From mboxrd@z Thu Jan  1 00:00:00 1970
From: Jeff King <peff@peff.net>
Subject: Re: [PATCH 2/2] http-backend: spool ref negotiation requests to
 buffer
Date: Fri, 15 May 2015 15:16:46 -0400
Message-ID: <20150515191646.GA29934@peff.net>
References: <20150515062901.GA30768@peff.net>
 <20150515063339.GB30890@peff.net>
 <xmqqegmhhf9p.fsf@gitster.dls.corp.google.com>
Mime-Version: 1.0
Content-Type: text/plain; charset=utf-8
Cc: Konstantin Ryabitsev <konstantin@linuxfoundation.org>,
	git@vger.kernel.org
To: Junio C Hamano <gitster@pobox.com>
X-From: git-owner@vger.kernel.org Fri May 15 21:16:55 2015
Return-path: <git-owner@vger.kernel.org>
Envelope-to: gcvg-git-2@plane.gmane.org
Received: from vger.kernel.org ([209.132.180.67])
	by plane.gmane.org with esmtp (Exim 4.69)
	(envelope-from <git-owner@vger.kernel.org>)
	id 1YtL6L-0007Tp-VX
	for gcvg-git-2@plane.gmane.org; Fri, 15 May 2015 21:16:54 +0200
Received: (majordomo@vger.kernel.org) by vger.kernel.org via listexpand
	id S934241AbbEOTQt (ORCPT <rfc822;gcvg-git-2@m.gmane.org>);
	Fri, 15 May 2015 15:16:49 -0400
Received: from cloud.peff.net ([50.56.180.127]:59396 "HELO cloud.peff.net"
	rhost-flags-OK-OK-OK-OK) by vger.kernel.org with SMTP
	id S1754661AbbEOTQt (ORCPT <rfc822;git@vger.kernel.org>);
	Fri, 15 May 2015 15:16:49 -0400
Received: (qmail 30860 invoked by uid 102); 15 May 2015 19:16:48 -0000
Received: from Unknown (HELO peff.net) (10.0.1.1)
    by cloud.peff.net (qpsmtpd/0.84) with SMTP; Fri, 15 May 2015 14:16:48 -0500
Received: (qmail 5265 invoked by uid 107); 15 May 2015 19:16:48 -0000
Received: from sigill.intra.peff.net (HELO sigill.intra.peff.net) (10.0.0.7)
    by peff.net (qpsmtpd/0.84) with SMTP; Fri, 15 May 2015 15:16:48 -0400
Received: by sigill.intra.peff.net (sSMTP sendmail emulation); Fri, 15 May 2015 15:16:46 -0400
Content-Disposition: inline
In-Reply-To: <xmqqegmhhf9p.fsf@gitster.dls.corp.google.com>
Sender: git-owner@vger.kernel.org
Precedence: bulk
List-ID: <git.vger.kernel.org>
X-Mailing-List: git@vger.kernel.org
Archived-At: <http://permalink.gmane.org/gmane.comp.version-control.git/269174>

On Fri, May 15, 2015 at 11:22:42AM -0700, Junio C Hamano wrote:

> Jeff King <peff@peff.net> writes:
> 
> > The solution is fairly straight-forward: we read the request
> > body into an in-memory buffer in http-backend, freeing up
> > Apache, and then feed the data ourselves to upload-pack. But
> > there are a few important things to note:
> >
> >   1. We limit in-memory buffer to no larger than 1 megabyte
> >      to prevent an obvious denial-of-service attack. This
> >      is a new hard limit on requests, but it's likely that
> >      requests of this size didn't work before at all (i.e.,
> >      they would have run into the pipe buffer thing and
> >      deadlocked).

So this 1MB limit is clearly a problem, and the reasoning above is not
right. The case we are helping is when a large amount of input creates a
large amount of output. But we're _hurting_ the case where there's just
a large amount of input (as shown by the Dennis's test case).
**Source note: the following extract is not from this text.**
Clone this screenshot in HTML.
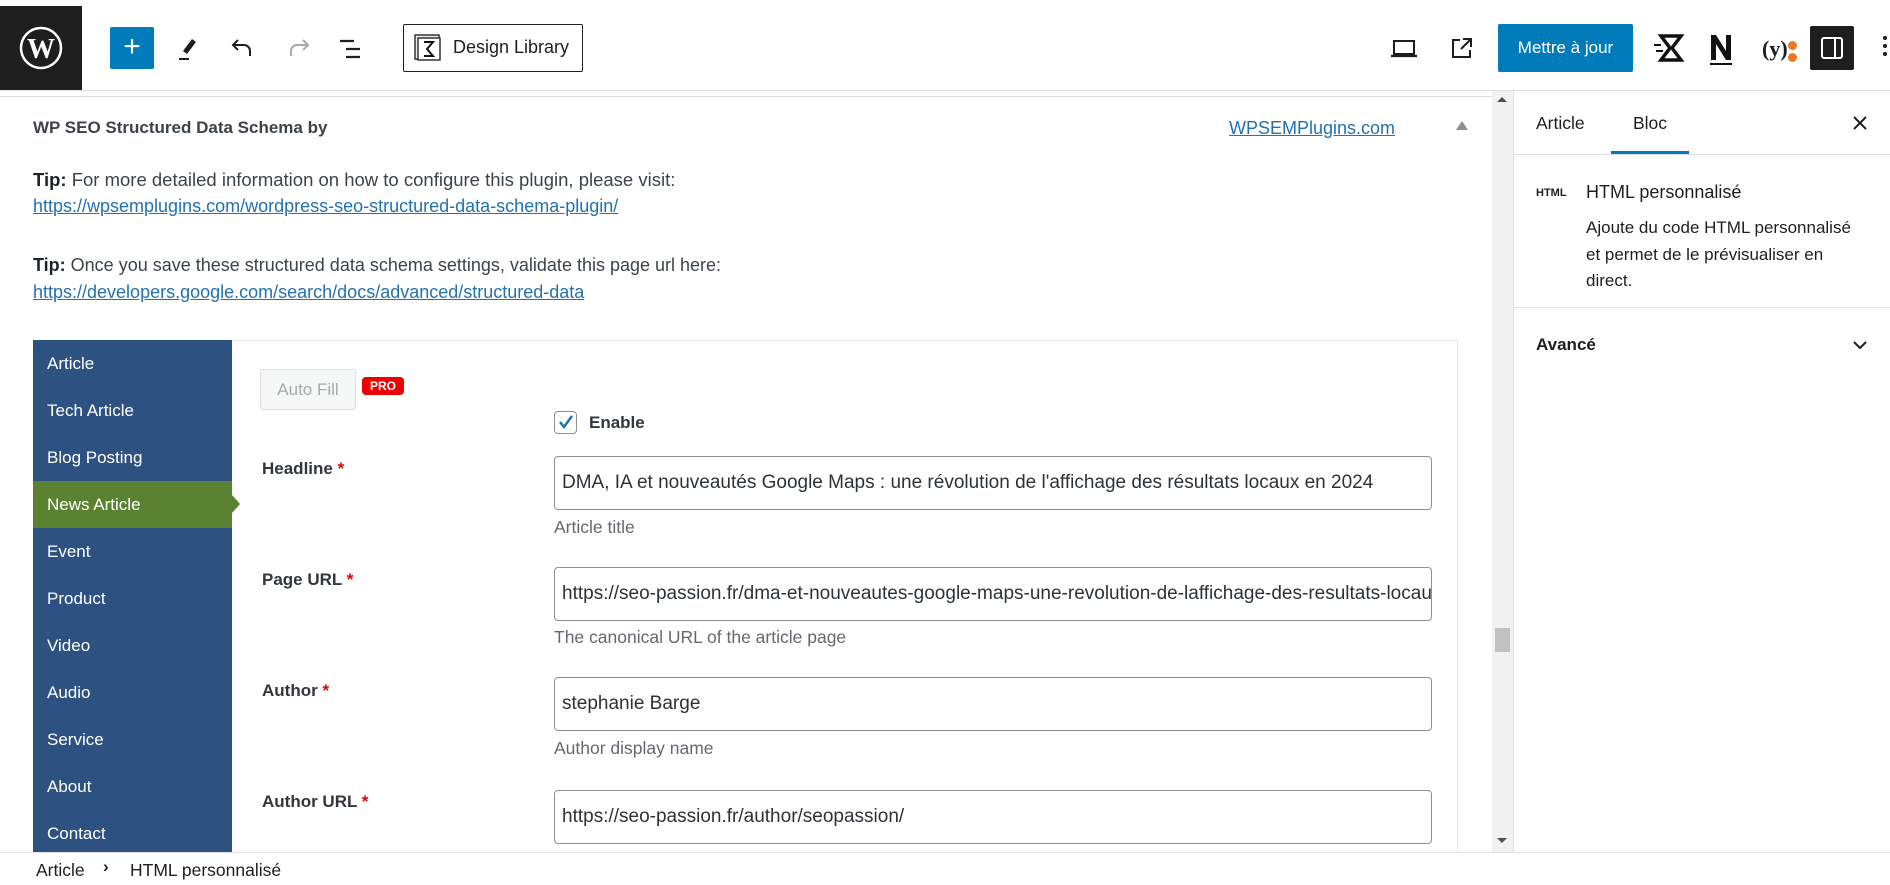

What do we want to do about that? We can switch to streaming after
hitting our limit (so opening the opportunity for deadlock again in some
cases, but making sure we do no harm to cases that currently work). Or
we can just bump the input size and say "you'd be crazy to send more
than 10MB" (or 50, or whatever). We could make a configuration knob,
too, I guess.

> One unrelated thing I noticed was that three codepaths independently
> have close(0) in run_service() now, and made me follow the two
> helper functions to see they both do the close at the end.  It might
> have made the flow easier to follow if run_service() were
> 
>     ...
>     close(1);
>     if (gzip)
>     	inflate();
>     else if (buffer)
>         copy();
>     close(0);
>     ...
> 
> But that is minor.

I don't see the close(0) in the other (buffered) code paths. We close
the _output_ to the child, but of course we have to do that to tell it
we're done sending (I actually forgot it in an earlier version of
copy_request(), and things hang :) ).

I don't think there's any need to close(0) in the buffered cases. We
read until EOF in the copy() case. For gzip, we read until the end of
the gzipped data. I guess it would be better to close if we're not
expecting more input, as otherwise Apache might block trying to write to
us if the client sends bogus input (i.e., a zlib stream with more cruft
at the end).

> Also, is it worth allocating small and then growing up to the maximum?
> I think this only relays one request at a time anyway, and I suspect
> that a single 1MB allocation at the first call kept getting reused
> may be sufficient (and much simpler).

My initial attempt did exactly that, but I had a much smaller buffer. I
started to get worried around 1MB. If we bump it to 10MB (or make it
configurable), I get more so. I dunno. It is not _that_ much memory, but
it is per-request we are serving, so it might add up on a busy server.
OTOH, pack-objects thinks nothing of allocating 800MB just for the
book-keeping to serve a clone of torvalds/linux.

-Peff